Faculty of Sciences and Technologies, the University of Lorraine. Photo courtesy of the subject
Faculty of Sciences and Technologies, the University of Lorraine. Photo courtesy of the subject

What does your internship include? Can you visit the laboratory, the university building, or is everything closed now?

Now everything is done online. I work from home on my laptop and use the resources of local servers. All seminars are also held online. But once a week we have face-to-face meetings to report on the progress. And these meetings give us a chance to have live communication, and I think it’s very important. Although, as far as I know, those who are running experiments can visit laboratories, but we don’t have such a need.

How is the situation in the city? Do you manage to fully enjoy your trip?

Well, France introduced a curfew from 6 pm to 6 am. All large shopping malls are closed, and cafes and restaurants are open for take-out only – so, practically there’s nowhere to go. Also, Nancy is a small town, especially compared to St. Petersburg.

The Place Stanislas in Nancy. Photo courtesy of the subject
The Place Stanislas in Nancy. Photo courtesy of the subject

Of course, things could’ve been different but I have no time to be bored at all, I’m very busy working on my project and acquiring new skills and knowledge.
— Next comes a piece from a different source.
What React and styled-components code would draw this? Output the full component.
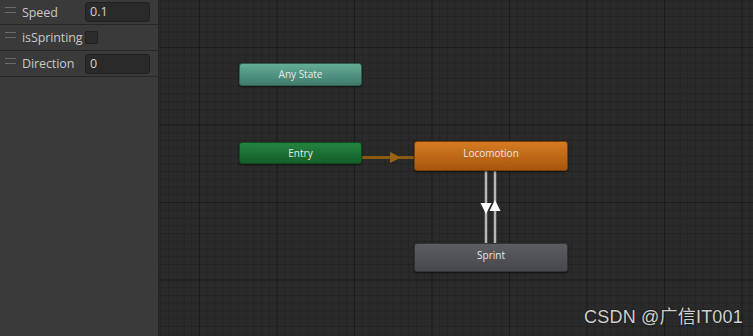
import React from "react";
import styled, { createGlobalStyle } from "styled-components";

const GlobalStyle = createGlobalStyle`
  html, body {
    margin: 0;
    padding: 0;
    background: #2a2a2a;
    overflow: hidden;
  }
`;

const Layout = styled.div`
  display: flex;
  width: 753px;
  height: 336px;
  font-family: "Open Sans", "Noto Sans", sans-serif;
`;

const Sidebar = styled.div`
  width: 158px;
  flex-shrink: 0;
  background: #3a3a3a;
  border-right: 1px solid #232323;
  display: flex;
  flex-direction: column;
`;

const ParamRow = styled.div`
  display: flex;
  align-items: center;
  height: 26px;
  border-bottom: 1px solid #272727;
  padding-left: 5px;
  box-sizing: border-box;
  &:first-child {
    height: 25px;
  }
`;

const Handle = styled.span`
  width: 11px;
  height: 4px;
  border-top: 1px solid #6a6a6a;
  border-bottom: 1px solid #6a6a6a;
  margin-right: 6px;
  margin-top: -5px;
`;

const Label = styled.span`
  width: 63px;
  color: #c8c8c8;
  font-size: 12.5px;
  letter-spacing: -0.1px;
  white-space: nowrap;
`;

const Field = styled.div`
  width: 65px;
  height: 20px;
  box-sizing: border-box;
  background: #2a2a2a;
  border: 1px solid #212121;
  border-radius: 3px;
  color: #d2d2d2;
  font-size: 12.5px;
  line-height: 18px;
  padding-left: 4px;
`;

const Checkbox = styled.div`
  width: 13px;
  height: 13px;
  box-sizing: border-box;
  background: #2c2c2c;
  border: 1px solid #202020;
  border-radius: 2px;
`;

const Canvas = styled.div`
  position: relative;
  flex: 1;
  background-color: #2a2a2a;
  background-image:
    linear-gradient(to right, #1c1c1c 1px, transparent 1px),
    linear-gradient(to bottom, #1c1c1c 1px, transparent 1px),
    linear-gradient(to right, #242424 1px, transparent 1px),
    linear-gradient(to bottom, #242424 1px, transparent 1px);
  background-size: 77.5px 77.5px, 77.5px 77.5px, 7.75px 7.75px, 7.75px 7.75px;
  background-position: 40px 0, 0 47px, 40px 0, 0 47px;
`;

const tones = {
  any: ["#63ad97", "#3f7b6b", "#2f5f52"],
  entry: ["#23843f", "#155f2a", "#0f4a20"],
  loco: ["#d77b22", "#a7560d", "#7a3f0a"],
  sprint: ["#5b5d60", "#46484b", "#333437"],
};

const StateNode = styled.div`
  position: absolute;
  box-sizing: border-box;
  border-radius: 3px;
  background: linear-gradient(
    to bottom,
    ${({ $tone }) => tones[$tone][0]},
    ${({ $tone }) => tones[$tone][1]}
  );
  border: 1px solid ${({ $tone }) => tones[$tone][2]};
  box-shadow: 0 1px 2px rgba(0, 0, 0, 0.6);
  color: #e8e8e8;
  font-size: 10px;
  display: flex;
  align-items: center;
  justify-content: center;
  padding-bottom: ${({ $tall }) => ($tall ? "6px" : "1px")};
`;

const Wires = styled.svg`
  position: absolute;
  left: 0;
  top: 0;
  pointer-events: none;
`;

const Watermark = styled.div`
  position: absolute;
  right: 10px;
  bottom: 8px;
  color: #cfcfcf;
  font-family: "Liberation Sans", "Noto Sans CJK SC", sans-serif;
  font-size: 18px;
  letter-spacing: 0.2px;
  text-shadow: 0 0 2px rgba(0, 0, 0, 0.8);
`;

const params = [
  { name: "Speed", value: "0.1" },
  { name: "isSprinting", bool: true },
  { name: "Direction", value: "0" },
];

// canvas starts at x = 159
const nodes = [
  { id: "any", label: "Any State", x: 80, y: 63, w: 123, h: 23 },
  { id: "entry", label: "Entry", x: 80, y: 142, w: 123, h: 22 },
  { id: "loco", label: "Locomotion", x: 255, y: 141, w: 154, h: 30, tall: true },
  { id: "sprint", label: "Sprint", x: 255, y: 243, w: 154, h: 29, tall: true },
];

export default function App() {
  return (
    <>
      <GlobalStyle />
      <Layout>
        <Sidebar>
          {params.map((p) => (
            <ParamRow key={p.name}>
              <Handle />
              <Label>{p.name}</Label>
              {p.bool ? <Checkbox /> : <Field>{p.value}</Field>}
            </ParamRow>
          ))}
        </Sidebar>
        <Canvas>
          <Wires width="594" height="336">
            <line x1="203" y1="157.5" x2="255" y2="157.5" stroke="#8a5a0e" strokeWidth="3" />
            <polygon points="231,152 242,157.5 231,163" fill="#9a6410" />
            <line x1="327" y1="171" x2="327" y2="243" stroke="#b8b8b8" strokeWidth="2.5" />
            <line x1="336" y1="171" x2="336" y2="243" stroke="#b8b8b8" strokeWidth="2.5" />
            <polygon points="321.5,203 332.5,203 327,214" fill="#ffffff" />
            <polygon points="330.5,211 341.5,211 336,200" fill="#ffffff" />
          </Wires>
          {nodes.map((n) => (
            <StateNode
              key={n.id}
              $tone={n.id}
              $tall={n.tall}
              style={{ left: n.x, top: n.y, width: n.w, height: n.h }}
            >
              {n.label}
            </StateNode>
          ))}
          <Watermark>CSDN @广信IT001</Watermark>
        </Canvas>
      </Layout>
    </>
  );
}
Plus, visitors in France have to undergo numerous bureaucratic procedures. I haven’t even managed to do it all this month, so there is still a lot to do.

So far, the situation is very precarious. In my region, there is no complete lockdown yet, and it seems that it won’t happen but there might be new measures introduced. But I hope that by the summer everything will be better, and I’ll have the chance to explore the city and country.

Did you have any travel problems?

Actually, until the very last moment, I wasn’t sure if I could leave for France. Everything was constantly changing, and it was quite stressful. I learned the final decision on my trip almost a week before my planned departure. 

Tourists still can’t go to France but I had a student visa. At the border, you have to hand in a bunch of different documents and tests. But they only checked my student visa and let me in.